Он ухмыляется еще шире.
- Ничего.
- Да ладно, ну скажи.
- Ты мне нравишься.
И вот оно — то самое чувство. Меня кидает в жар, и все мои мысли как будто испаряются. Он наклоняется и целует меня в челюсть.
- Ну-ну, только не зазнавайся по этому поводу, святой мальчик.
Я смеюсь.
- Я думал, я «святой отец».
- Был.
Он смотрит на меня с видом победителя – гордый тем, что понизил мой статус.
Я протягиваю руку и щёлкаю его по соску.
Он откидывается назад.
- Чёрт, чувак, я сейчас съем свою ногу. И ты потащишь меня и еду на руках в микроволновку.
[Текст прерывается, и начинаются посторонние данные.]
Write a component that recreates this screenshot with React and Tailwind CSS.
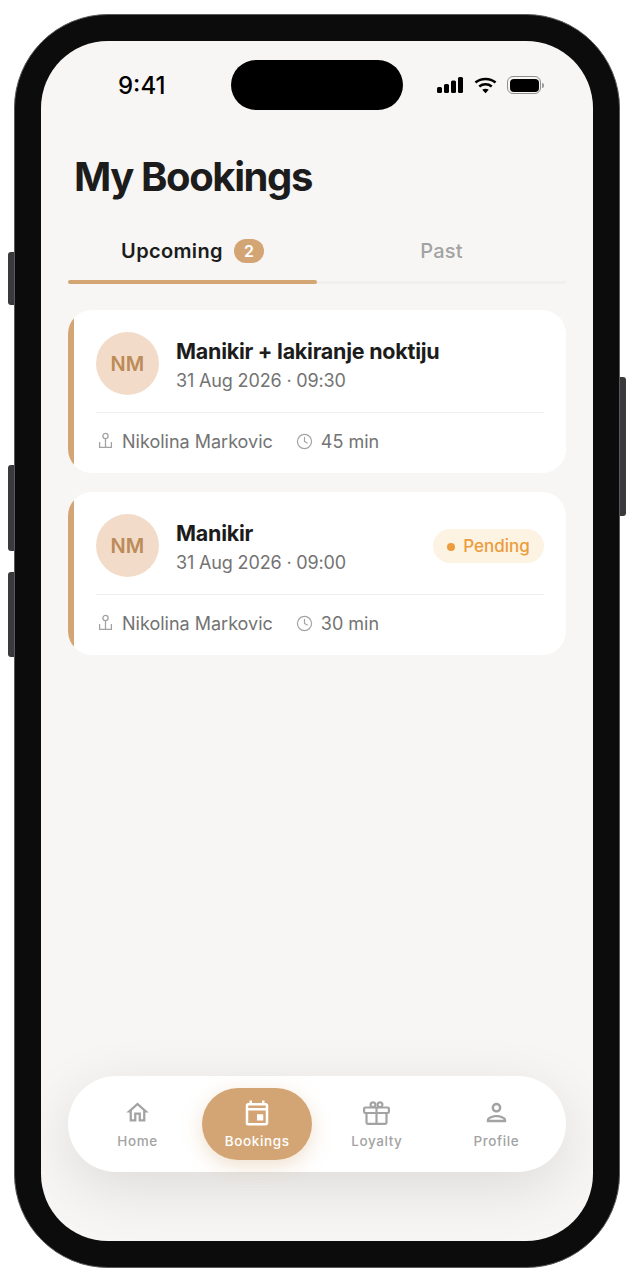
import React from "react";
import { MdOutlineEvent, MdOutlineHome, MdOutlinePerson } from "react-icons/md";
import { Clock } from "lucide-react";

const bookings = [
  { id: 1, title: "Manikir + lakiranje noktiju", when: "31 Aug 2026 · 09:30", length: "45 min" },
  { id: 2, title: "Manikir", when: "31 Aug 2026 · 09:00", length: "30 min", pending: true },
];

const GiftIcon = () => (
  <svg viewBox="0 0 27 24" className="h-[24px] w-[27px]" fill="none" stroke="currentColor" strokeWidth="2.2">
    <rect x="1.100" y="6.500" width="24.800" height="5.500" rx="1.200" />
    <path d="M3.500 12v9.600a1.300 1.300 0 0 0 1.300 1.300h17.400a1.300 1.300 0 0 0 1.300-1.300V12" />
    <path d="M13.500 6.500v16.400" />
    <circle cx="10" cy="3.800" r="2.400" />
    <circle cx="17" cy="3.800" r="2.400" />
  </svg>
);

const StaffIcon = () => (
  <svg viewBox="0 0 18 18" className="h-[18px] w-[18px] text-[#a3a3a3]" fill="none" stroke="currentColor" strokeWidth="1.3">
    <circle cx="9.500" cy="4" r="2.600" />
    <path d="M9.500 6.600v8.900M3.600 10v5.400h11.800V10" />
  </svg>
);

const StatusIcons = () => (
  <div className="flex items-center gap-[10px]">
    <svg viewBox="0 0 27 16" className="h-[16px] w-[27px]" fill="#000">
      <rect x="0" y="10" width="5" height="6" rx="1.500" />
      <rect x="7" y="7" width="5" height="9" rx="1.500" />
      <rect x="14" y="3.500" width="5" height="12.500" rx="1.500" />
      <rect x="21" y="0" width="5" height="16" rx="1.500" />
    </svg>
    <svg viewBox="0 0 24 18" className="h-[18px] w-[23px]" fill="none" stroke="#000" strokeWidth="2.700">
      <path d="M1.500 6.500c6-5 15-5 21 0" />
      <path d="M5.500 10.500c3.800-3 9.200-3 13 0" />
      <path d="M12 17.500l-3.400-3.600c2-1.400 4.800-1.400 6.800 0z" fill="#000" stroke="none" />
    </svg>
    <div className="relative flex h-[18px] w-[34px] items-center justify-center rounded-[6px] border border-[#8f8f8f] p-[1.500px]">
      <div className="h-full w-full rounded-[4px] bg-black" />
      <div className="absolute right-[-4px] h-[5px] w-[2px] rounded-r-sm bg-[#9a9a9a]" />
    </div>
  </div>
);

const BookingCard = ({ title, when, length, pending }) => (
  <div className="flex h-[163px] overflow-hidden rounded-[24px] bg-white">
    <div className="w-[6px] shrink-0 bg-[#d4a574]" />
    <div className="min-w-0 flex-1 px-[22px] pt-[22px]">
      <div className="flex h-[63px] items-center">
        <div className="flex h-[63px] w-[63px] shrink-0 items-center justify-center rounded-full bg-[#f2dcc9] text-[20px] font-semibold tracking-[0.3px] text-[#bc8b58]">
          NM
        </div>
        <div className="ml-[17px] min-w-0 flex-1 pt-[2px]">
          <div className="text-[21.500px] leading-[30px] font-bold tracking-[-0.25px] text-[#1c1c1c]">{title}</div>
          <div className="mt-[2px] text-[18px] leading-[25px] tracking-[-0.15px] text-[#737373]">{when}</div>
        </div>
        {pending && (
          <div className="mt-[1px] flex h-[34px] w-[111px] items-center justify-center gap-[8px] rounded-full bg-[#fdf3e3] pt-[1px] text-[17px] font-medium text-[#ec9c3c]">
            <span className="h-[8px] w-[8px] rounded-full bg-[#ec9c3c]" />
            Pending
          </div>
        )}
      </div>
      <div className="mt-[17px] h-[1px] bg-[#efeeec]" />
      <div className="mt-[16px] flex h-[24px] items-center text-[18px] text-[#737373]">
        <StaffIcon />
        <span className="ml-[8px]">Nikolina Markovic</span>
        <Clock size={17} strokeWidth={1.700} className="ml-[23px] text-[#a3a3a3]" />
        <span className="ml-[8px]">{length}</span>
      </div>
    </div>
  </div>
);

const NavItem = ({ icon, label, active }) => (
  <div
    className={
      "flex h-[72px] flex-col items-center justify-center rounded-[36px] " +
      (active ? "bg-[#d4a574] text-white shadow-[0_6px_20px_rgba(212,165,116,0.35)]" : "text-[#a3a3a3]")
    }
  >
    <div className="flex h-[28px] items-center">{icon}</div>
    <span className="mt-[5px] text-[13.500px] leading-[18px] font-medium tracking-[0.6px]">{label}</span>
  </div>
);

export default function App() {
  return (
    <div className="flex h-[1282px] w-[634px] items-center justify-center bg-white font-['Inter',sans-serif]">
      <div className="relative h-[1254px] w-[606px] rounded-[94px] border border-[#5a5a5e] bg-[#0c0c0c]">
        {/* side buttons */}
        <div className="absolute left-[-7px] top-[237px] h-[53px] w-[6px] rounded-l-[3px] bg-[#3a3a3c]" />
        <div className="absolute left-[-7px] top-[450px] h-[86px] w-[6px] rounded-l-[3px] bg-[#3a3a3c]" />
        <div className="absolute left-[-7px] top-[557px] h-[85px] w-[6px] rounded-l-[3px] bg-[#3a3a3c]" />
        <div className="absolute right-[-7px] top-[362px] h-[139px] w-[6px] rounded-r-[3px] bg-[#3a3a3c]" />

        <div className="absolute inset-[26px] flex flex-col overflow-hidden rounded-[67px] bg-[#f7f6f4] px-[27px]">
          <div className="absolute left-[190px] top-[19px] h-[50px] w-[172px] rounded-full bg-black" />

          {/* status bar */}
          <div className="flex h-[90px] items-start justify-between pl-[50px] pr-[25px] pt-[28px]">
            <span className="text-[24px] leading-[34px] font-medium text-black">9:41</span>
            <div className="pt-[7px]">
              <StatusIcons />
            </div>
          </div>

          <h1 className="ml-[6px] mt-[22px] text-[40px] leading-[48px] font-bold tracking-[-1.4px] text-[#1c1c1c]">
            My Bookings
          </h1>

          {/* tabs */}
          <div className="mt-[33px] grid grid-cols-2 border-b-[3px] border-[#f1f0ee]">
            <div className="relative flex h-[47px] items-center justify-center gap-[11px] pb-[14px]">
              <span className="text-[20px] font-semibold tracking-[0.35px] text-[#1c1c1c]">Upcoming</span>
              <span className="flex h-[24px] w-[30px] items-center justify-center rounded-full bg-[#d4a574] text-[16px] font-semibold text-white">
                2
              </span>
              <div className="absolute bottom-[-3px] left-0 right-0 h-[4px] rounded-full bg-[#d4a574]" />
            </div>
            <div className="flex h-[47px] items-center justify-center pb-[14px] text-[20px] font-medium tracking-[0.2px] text-[#a3a3a3]">
              Past
            </div>
          </div>

          <div className="mt-[26px] flex flex-col gap-[19px]">
            {bookings.map((b) => (
              <BookingCard key={b.id} {...b} />
            ))}
          </div>

          {/* bottom navigation */}
          <div className="mb-[69px] mt-auto grid h-[96px] grid-cols-4 items-center gap-[9.500px] rounded-[48px] bg-white px-[14.500px] shadow-[0_16px_60px_rgba(0,0,0,0.11)]">
            <NavItem icon={<MdOutlineHome size={27} />} label="Home" />
            <NavItem icon={<MdOutlineEvent size={30} />} label="Bookings" active />
            <NavItem icon={<GiftIcon />} label="Loyalty" />
            <NavItem icon={<MdOutlinePerson size={29} />} label="Profile" />
          </div>
        </div>
      </div>
    </div>
  );
}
Я настолько был поглощен происходящим, что на какое-то время совсем забыл, что он, скорее всего, сегодня даже не ел.
- Извини.
- О, да ты меня очень даже хорошо… наполнял.
Он подхватывает контейнеры с едой, пока я натягиваю боксеры.
- Дай сюда.
Я пытаюсь отобрать у него коробки, но он поднимает темную бровь.
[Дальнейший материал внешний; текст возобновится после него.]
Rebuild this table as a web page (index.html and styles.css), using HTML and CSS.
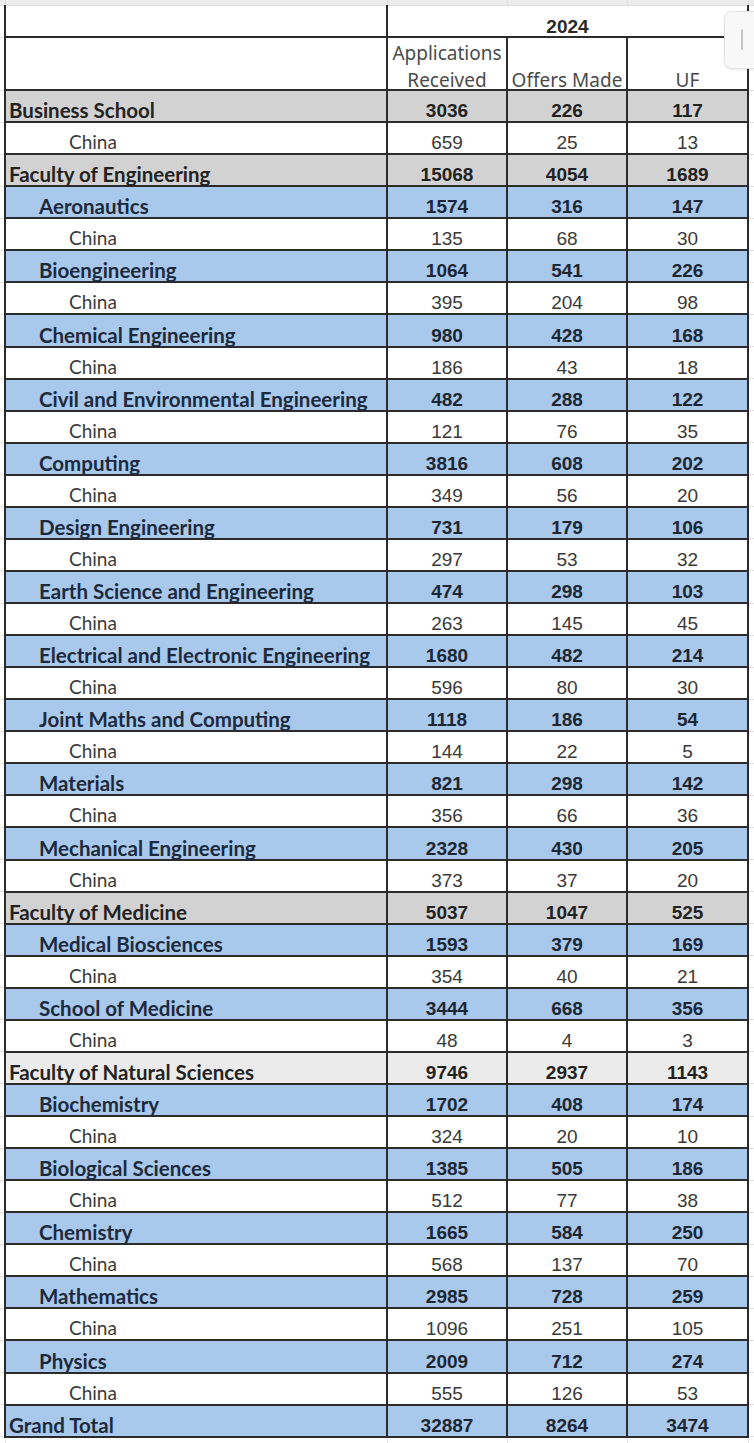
FILE: index.html
```html
<!DOCTYPE html>
<html lang="en">
<head>
<meta charset="utf-8">
<title>Applications 2024</title>
<link rel="stylesheet" href="styles.css">
</head>
<body>
<div class="sheet">
<table class="grid">
  <colgroup>
    <col class="c-gut"><col class="c-label"><col class="c-num"><col class="c-num"><col class="c-num3"><col class="c-gut2">
  </colgroup>
  <thead>
    <tr class="strip"><td class="gut"></td><td></td><td></td><td></td><td></td><td class="gut"></td></tr>
    <tr class="h1"><td class="gut"></td><td class="lbl"></td><th colspan="3" class="year">2024</th><td class="gut"></td></tr>
    <tr class="h2"><td class="gut"></td><td class="lbl"></td><th class="hd"><span class="hdt">Applications<br>Received</span></th><th class="hd"><span class="hdt">Offers Made</span></th><th class="hd"><span class="hdt">UF</span></th><td class="gut"></td></tr>
  </thead>
  <tbody>
    <tr class="fac"><td class="gut"></td><td class="lbl l0">Business School</td><td>3036</td><td>226</td><td>117</td><td class="gut"></td></tr>
    <tr class="cn"><td class="gut"></td><td class="lbl l2">China</td><td>659</td><td>25</td><td>13</td><td class="gut"></td></tr>
    <tr class="fac"><td class="gut"></td><td class="lbl l0">Faculty of Engineering</td><td>15068</td><td>4054</td><td>1689</td><td class="gut"></td></tr>
    <tr class="dep"><td class="gut"></td><td class="lbl l1">Aeronautics</td><td>1574</td><td>316</td><td>147</td><td class="gut"></td></tr>
    <tr class="cn"><td class="gut"></td><td class="lbl l2">China</td><td>135</td><td>68</td><td>30</td><td class="gut"></td></tr>
    <tr class="dep"><td class="gut"></td><td class="lbl l1">Bioengineering</td><td>1064</td><td>541</td><td>226</td><td class="gut"></td></tr>
    <tr class="cn"><td class="gut"></td><td class="lbl l2">China</td><td>395</td><td>204</td><td>98</td><td class="gut"></td></tr>
    <tr class="dep"><td class="gut"></td><td class="lbl l1">Chemical Engineering</td><td>980</td><td>428</td><td>168</td><td class="gut"></td></tr>
    <tr class="cn"><td class="gut"></td><td class="lbl l2">China</td><td>186</td><td>43</td><td>18</td><td class="gut"></td></tr>
    <tr class="dep"><td class="gut"></td><td class="lbl l1">Civil and Environmental Engineering</td><td>482</td><td>288</td><td>122</td><td class="gut"></td></tr>
    <tr class="cn"><td class="gut"></td><td class="lbl l2">China</td><td>121</td><td>76</td><td>35</td><td class="gut"></td></tr>
    <tr class="dep"><td class="gut"></td><td class="lbl l1">Computing</td><td>3816</td><td>608</td><td>202</td><td class="gut"></td></tr>
    <tr class="cn"><td class="gut"></td><td class="lbl l2">China</td><td>349</td><td>56</td><td>20</td><td class="gut"></td></tr>
    <tr class="dep"><td class="gut"></td><td class="lbl l1">Design Engineering</td><td>731</td><td>179</td><td>106</td><td class="gut"></td></tr>
    <tr class="cn"><td class="gut"></td><td class="lbl l2">China</td><td>297</td><td>53</td><td>32</td><td class="gut"></td></tr>
    <tr class="dep"><td class="gut"></td><td class="lbl l1">Earth Science and Engineering</td><td>474</td><td>298</td><td>103</td><td class="gut"></td></tr>
    <tr class="cn"><td class="gut"></td><td class="lbl l2">China</td><td>263</td><td>145</td><td>45</td><td class="gut"></td></tr>
    <tr class="dep"><td class="gut"></td><td class="lbl l1">Electrical and Electronic Engineering</td><td>1680</td><td>482</td><td>214</td><td class="gut"></td></tr>
    <tr class="cn"><td class="gut"></td><td class="lbl l2">China</td><td>596</td><td>80</td><td>30</td><td class="gut"></td></tr>
    <tr class="dep"><td class="gut"></td><td class="lbl l1">Joint Maths and Computing</td><td>1118</td><td>186</td><td>54</td><td class="gut"></td></tr>
    <tr class="cn"><td class="gut"></td><td class="lbl l2">China</td><td>144</td><td>22</td><td>5</td><td class="gut"></td></tr>
    <tr class="dep"><td class="gut"></td><td class="lbl l1">Materials</td><td>821</td><td>298</td><td>142</td><td class="gut"></td></tr>
    <tr class="cn"><td class="gut"></td><td class="lbl l2">China</td><td>356</td><td>66</td><td>36</td><td class="gut"></td></tr>
    <tr class="dep"><td class="gut"></td><td class="lbl l1">Mechanical Engineering</td><td>2328</td><td>430</td><td>205</td><td class="gut"></td></tr>
    <tr class="cn"><td class="gut"></td><td class="lbl l2">China</td><td>373</td><td>37</td><td>20</td><td class="gut"></td></tr>
    <tr class="fac"><td class="gut"></td><td class="lbl l0">Faculty of Medicine</td><td>5037</td><td>1047</td><td>525</td><td class="gut"></td></tr>
    <tr class="dep"><td class="gut"></td><td class="lbl l1">Medical Biosciences</td><td>1593</td><td>379</td><td>169</td><td class="gut"></td></tr>
    <tr class="cn"><td class="gut"></td><td class="lbl l2">China</td><td>354</td><td>40</td><td>21</td><td class="gut"></td></tr>
    <tr class="dep"><td class="gut"></td><td class="lbl l1">School of Medicine</td><td>3444</td><td>668</td><td>356</td><td class="gut"></td></tr>
    <tr class="cn"><td class="gut"></td><td class="lbl l2">China</td><td>48</td><td>4</td><td>3</td><td class="gut"></td></tr>
    <tr class="fac fac-light"><td class="gut"></td><td class="lbl l0">Faculty of Natural Sciences</td><td>9746</td><td>2937</td><td>1143</td><td class="gut"></td></tr>
    <tr class="dep"><td class="gut"></td><td class="lbl l1">Biochemistry</td><td>1702</td><td>408</td><td>174</td><td class="gut"></td></tr>
    <tr class="cn"><td class="gut"></td><td class="lbl l2">China</td><td>324</td><td>20</td><td>10</td><td class="gut"></td></tr>
    <tr class="dep"><td class="gut"></td><td class="lbl l1">Biological Sciences</td><td>1385</td><td>505</td><td>186</td><td class="gut"></td></tr>
    <tr class="cn"><td class="gut"></td><td class="lbl l2">China</td><td>512</td><td>77</td><td>38</td><td class="gut"></td></tr>
    <tr class="dep"><td class="gut"></td><td class="lbl l1">Chemistry</td><td>1665</td><td>584</td><td>250</td><td class="gut"></td></tr>
    <tr class="cn"><td class="gut"></td><td class="lbl l2">China</td><td>568</td><td>137</td><td>70</td><td class="gut"></td></tr>
    <tr class="dep"><td class="gut"></td><td class="lbl l1">Mathematics</td><td>2985</td><td>728</td><td>259</td><td class="gut"></td></tr>
    <tr class="cn"><td class="gut"></td><td class="lbl l2">China</td><td>1096</td><td>251</td><td>105</td><td class="gut"></td></tr>
    <tr class="dep"><td class="gut"></td><td class="lbl l1">Physics</td><td>2009</td><td>712</td><td>274</td><td class="gut"></td></tr>
    <tr class="cn"><td class="gut"></td><td class="lbl l2">China</td><td>555</td><td>126</td><td>53</td><td class="gut"></td></tr>
    <tr class="dep total"><td class="gut"></td><td class="lbl l0">Grand Total</td><td>32887</td><td>8264</td><td>3474</td><td class="gut"></td></tr>
    <tr class="tail"><td class="gut"></td><td></td><td></td><td></td><td></td><td class="gut"></td></tr>
  </tbody>
</table>
<div class="scroll-handle"><span class="grip"></span></div>
</div>
</body>
</html>
```

FILE: styles.css
```css
html, body {
  margin: 0;
  padding: 0;
  background: #ffffff;
}

.sheet {
  position: relative;
  width: 754px;
  height: 1443px;
  overflow: hidden;
}

.grid {
  border-collapse: collapse;
  table-layout: fixed;
  width: 754px;
  font-family: "Liberation Sans", Arial, sans-serif;
  color: #222;
}

.c-gut { width: 5px; }
.c-label { width: 382px; }
.c-num { width: 120px; }
.c-num3 { width: 121px; }
.c-gut2 { width: 6px; }

.grid td, .grid th {
  border: 2px solid #2b2b2b;
  padding: 0;
  text-align: center;
  vertical-align: bottom;
  font-size: 19px;
  line-height: 20px;
  white-space: nowrap;
}

.grid td.gut {
  border: none;
  border-top: 1px solid #e2e2e2;
  border-bottom: 1px solid #e2e2e2;
  background: #fff;
  padding: 0;
}

/* top grey strip */
.strip { height: 5px; }
.strip td {
  padding: 0;
  line-height: 0;
  background: #ececec;
  border: 1px solid #dddddd;
  border-top: none;
}
.strip td.gut { background: #ececec; border: none; }

.h1 { height: 32px; }
.h1 td, .h1 th { border-top: none; }

.year {
  font-weight: 700;
  font-size: 18px;
  line-height: 18px !important;
  color: #2a2a2a;
}

.h2 { height: 53px; }

.hd {
  font-family: "Noto Sans", "Open Sans", sans-serif;
  font-weight: 400;
  font-size: 16px;
  color: #4a4a4a;
}
.hdt {
  display: block;
  line-height: 27px;
  margin-bottom: -5px;
}

tbody tr { height: 32.07px; }

.lbl {
  text-align: left !important;
  font-family: Lato, "Open Sans", sans-serif;
  font-size: 20.5px !important;
  line-height: 22px !important;
}
tbody .cn .lbl { font-size: 19px !important; }
.l0 { padding-left: 3px !important; }
.l1 { padding-left: 33px !important; }
.l2 { padding-left: 63px !important; }

.fac td, .dep td {
  font-weight: 700;
}
.fac td { background: #d2d2d2; color: #222; }
.fac-light td { background: #ebebeb; }
.dep td { background: #a8c8ec; color: #1d2733; }
.dep td.lbl { color: #1c2a3c; }
.fac td.gut, .dep td.gut { background: #fff; }

.cn td {
  background: #fff;
  color: #3a3a3a;
  font-weight: 400;
}

tbody tr.tail { height: 6px; }
.tail td {
  padding: 0;
  line-height: 0;
  border: none;
  border-left: 1px solid #e4e4e4;
  border-right: 1px solid #e4e4e4;
  border-top: 2px solid #2b2b2b;
}
.tail td.gut { border: none; }

.scroll-handle {
  position: absolute;
  left: 724px;
  top: 11px;
  width: 44px;
  height: 56px;
  background: #f8f8f8;
  border: 1px solid #e2e2e2;
  border-radius: 8px;
  box-shadow: 0 1px 3px rgba(0,0,0,0.08);
}
.grip {
  position: absolute;
  left: 16px;
  top: 17px;
  width: 2px;
  height: 21px;
  background: #c4c4c4;
  border-radius: 1px;
}
```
- Сам донесу своё..., дружище.
- Я тебе не дружище, приятель.
- Я тебе не приятель, пастор.
- Я тебе вообще не пастор.
- Вот именно, не пастор, — фыркает он, когда мы выходим в коридор. – И вообще я буддист.
- Что?
Он смеётся.
- Серьёзно?
- А если да, то меня ждёт пробка или билет домой?
Теперь смеюсь и я.
- Ни то, ни другое.
Он хмыкает, пока мы спускаемся по лестнице на кухню.
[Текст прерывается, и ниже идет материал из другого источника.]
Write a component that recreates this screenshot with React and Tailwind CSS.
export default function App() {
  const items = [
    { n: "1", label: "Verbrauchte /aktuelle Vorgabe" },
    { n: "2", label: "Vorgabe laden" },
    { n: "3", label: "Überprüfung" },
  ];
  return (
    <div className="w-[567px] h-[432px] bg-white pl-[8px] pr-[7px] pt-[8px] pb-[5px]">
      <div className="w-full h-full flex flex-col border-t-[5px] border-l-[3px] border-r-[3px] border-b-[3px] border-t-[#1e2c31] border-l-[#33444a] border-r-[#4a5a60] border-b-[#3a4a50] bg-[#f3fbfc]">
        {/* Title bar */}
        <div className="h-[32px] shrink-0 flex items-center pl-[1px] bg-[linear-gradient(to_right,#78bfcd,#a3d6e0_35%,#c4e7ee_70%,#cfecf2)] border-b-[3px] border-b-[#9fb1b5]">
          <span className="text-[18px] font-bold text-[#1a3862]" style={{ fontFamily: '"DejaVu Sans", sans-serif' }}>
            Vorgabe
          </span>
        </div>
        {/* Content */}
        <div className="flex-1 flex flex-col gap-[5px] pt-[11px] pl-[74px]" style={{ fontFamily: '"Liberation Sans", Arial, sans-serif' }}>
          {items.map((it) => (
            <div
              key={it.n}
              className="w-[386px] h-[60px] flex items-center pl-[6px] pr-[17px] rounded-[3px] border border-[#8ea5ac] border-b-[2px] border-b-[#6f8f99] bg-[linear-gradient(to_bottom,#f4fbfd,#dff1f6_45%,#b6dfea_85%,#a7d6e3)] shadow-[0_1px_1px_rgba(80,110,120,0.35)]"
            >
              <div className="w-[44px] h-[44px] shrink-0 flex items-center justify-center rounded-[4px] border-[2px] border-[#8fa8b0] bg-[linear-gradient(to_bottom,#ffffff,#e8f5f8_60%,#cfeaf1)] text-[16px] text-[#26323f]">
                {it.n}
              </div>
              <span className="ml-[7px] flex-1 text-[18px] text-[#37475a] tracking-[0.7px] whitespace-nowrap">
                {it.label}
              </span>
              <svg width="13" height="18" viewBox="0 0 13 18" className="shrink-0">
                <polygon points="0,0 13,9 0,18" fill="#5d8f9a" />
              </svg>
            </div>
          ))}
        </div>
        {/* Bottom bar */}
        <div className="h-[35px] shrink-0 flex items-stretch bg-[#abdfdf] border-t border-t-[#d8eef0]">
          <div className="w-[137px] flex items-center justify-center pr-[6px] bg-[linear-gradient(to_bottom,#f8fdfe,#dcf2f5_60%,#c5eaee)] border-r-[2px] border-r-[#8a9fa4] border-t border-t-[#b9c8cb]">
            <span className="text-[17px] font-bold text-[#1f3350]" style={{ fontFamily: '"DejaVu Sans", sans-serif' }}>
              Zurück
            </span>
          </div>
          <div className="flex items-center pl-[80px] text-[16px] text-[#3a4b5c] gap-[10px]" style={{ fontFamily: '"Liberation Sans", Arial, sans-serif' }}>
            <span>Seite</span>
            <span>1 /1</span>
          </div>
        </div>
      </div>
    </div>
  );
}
- На самом деле нет. Ну, может, чуть-чуть. В любом случае я фиговый буддист. Вот эта вся их идея освобождения от желаний…, - он пожимает плечами и тихо добавляет. – С этим у меня как-то не задалось.
- Я это помню. Ты - гедонист.
- Говорит мужик в костюме за тысячу баксов.
Я усмехаюсь.
- Обычно не менее двух.
Он цокает языком и ставит нашу еду на столешницу.
- Так-то я вообще никто. Но вырос в католической семье.
- То есть сейчас ты... агностик?
Он широко улыбается, явно получая кайф от нашего разговора.
- Если я скажу «да» - ты заставишь меня читать «Аве Мария»?
- Нет, но я могу покрестить тебя в дУше в следующий раз.
Мой «покерфейс» действительно хорош. Он тоже пытается сохранить нейтральное выражение лица, но по тому, что едва хмурит брови - я понимаю: он не уверен, шучу я или нет.
Я смеюсь, качая головой.
- Нет.
- Извини за моё сквернословие.
Теперь моя очередь задуматься, шутит ли он.
- Правда, правда, — добавляет он, загружая контейнеры с едой в микроволновку. - Тебя не коробит по религиозным убеждениям от моих грязных словечек?
Я сжимаю губы.
- Нет.
- Но шокирует хоть немного?
- Всё, что касается тебя, Вэнс – для меня шок.